Chaillou, contrairement à bien des Cassandres d’aujourd’hui,
ne durcit jamais le ton voire la leçon : son démodé, cet éloge du
« reflux », est la recherche d’une attitude qui continuerait un
sentiment, une humeur pour ne cesser d’aller son allure et « qu’importent
les moqueries ! ». Chaillou, qui a longtemps frayé avec Montaigne et
même son domestique, sait l’heuristique de tout égarement quant au phrasé et
peut-être même quant au quotidien du vivre voire à ses embardées. Et le voilà
citant Voiture, « le Valère des Précieuses » ! et si sur la
ligne Paris-Le Croisic, ce sont deux jouvencelles qui semblent le démoder, il
arbore les « vers rimés en 1577 » de Marc Papillon de
Lasphrise : un esprit d’enfance pour que le français devienne « du
latin démodé » et son radoteur « bilingue de ses jeunes années » !

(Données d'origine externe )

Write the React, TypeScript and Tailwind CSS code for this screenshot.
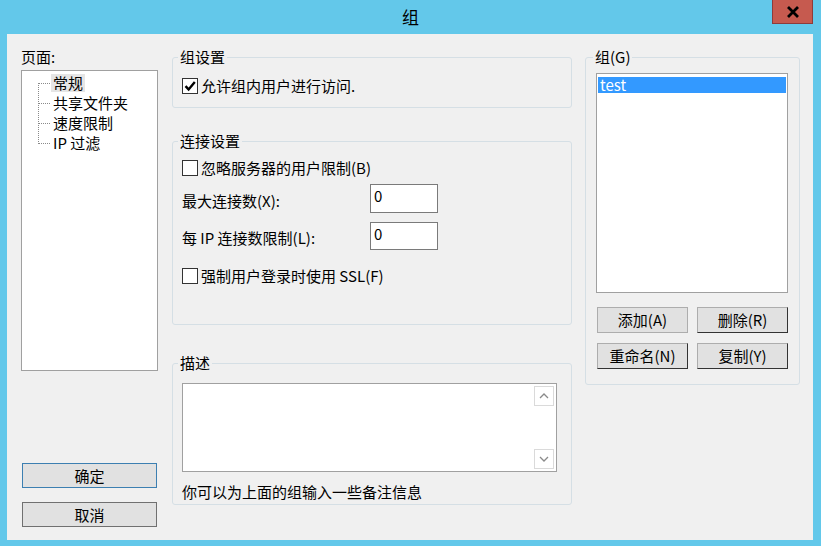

Et Chaillou de rappeler comment la notion d’« extrême-contemporain »
qu’il avait lancée par antiphrase, plaisanterie et même malignité, dans Po&sie n° 41 en 1987, a été reprise au pied de la lettre,
c’est-à-dire d’un présent sourd à la « confidence chuchotée », au
« pas de danse » du manque de sérieux des Chapelle et Bachaumont
voyageant « en France et autre pays en prose et en vers »… Sans du
tout éviter « le monde du chiffon », le voilà en démodé : vieux
et jeune sans plus aucun modèle !
Ce livre est un pas de côté dans ce qu’il est donné à lire
en ce moment, dont on sort le regard, et donc l’esprit, réajusté – cela fait du
bien car les costumes que le contemporain nous oblige à porter sont bien loin
d’aller à nos rêveries et autres pensées vagabondes qu’ils ajustent toujours au
goût du jour. C’est surtout la phrase, cette teneur du langage et donc de la
vie, qui en revient toute rafraîchie.